I did not consider that the team had to present recommendations in a matrix organization. Visible diversity alone was not enough. While the team came from different parts of the business, I failed to vet them for an understanding of how the business worked and how their recommendations would affect its operations. This vetting would not have necessarily eliminated diversity on the team. In fact, as the CEO, it would have given me the opportunity to have a team that was visibly and geographically diverse, and an asset to the business.
The chief diversity officer is a critical component in these kinds of discussions. Though many chief executives believe this intrinsically, they simply don’t act on it. I’ve found many of my CEO colleagues want to give the title chief diversity officer, but that person tends to be neither chief nor officer. Too many of us still believe diversity is something nice to do — not something critical to a company’s survival.
We have human resources write the position description, and then we’re not involved until the selection. But the position description is often about diversity experience, rather than a combination of business and diversity experience. A true chief diversity officer is the CEO’s partner.

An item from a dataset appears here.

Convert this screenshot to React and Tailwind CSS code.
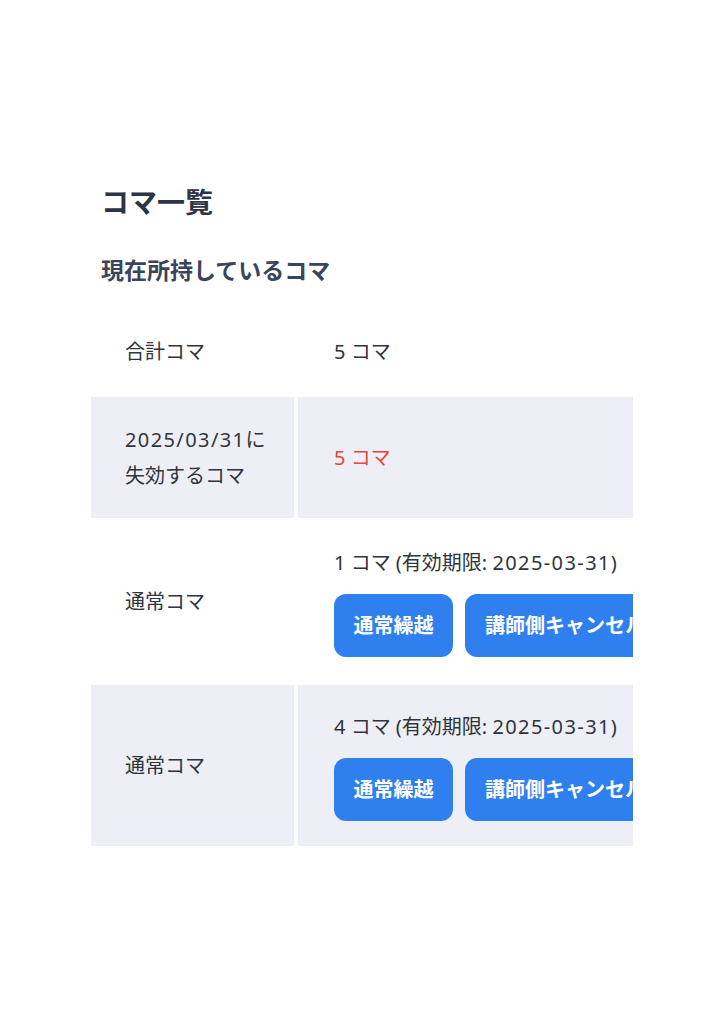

This person should have the business acumen to help chief executives drive diversity as a business imperative — not to strictly count heads, deliver training and programs, but rather to embed diversity into an organization’s ecosystem. The organization must know that when CDOs speaks, they are speaking for the CEO.
I am a new CEO, and I have much to learn. For instance, we have to deploy the same intestinal fortitude for diversity as we do for the rest of organizational life. But we must start with ourselves, hold ourselves accountable and build inclusive — as well as profitable — organizations.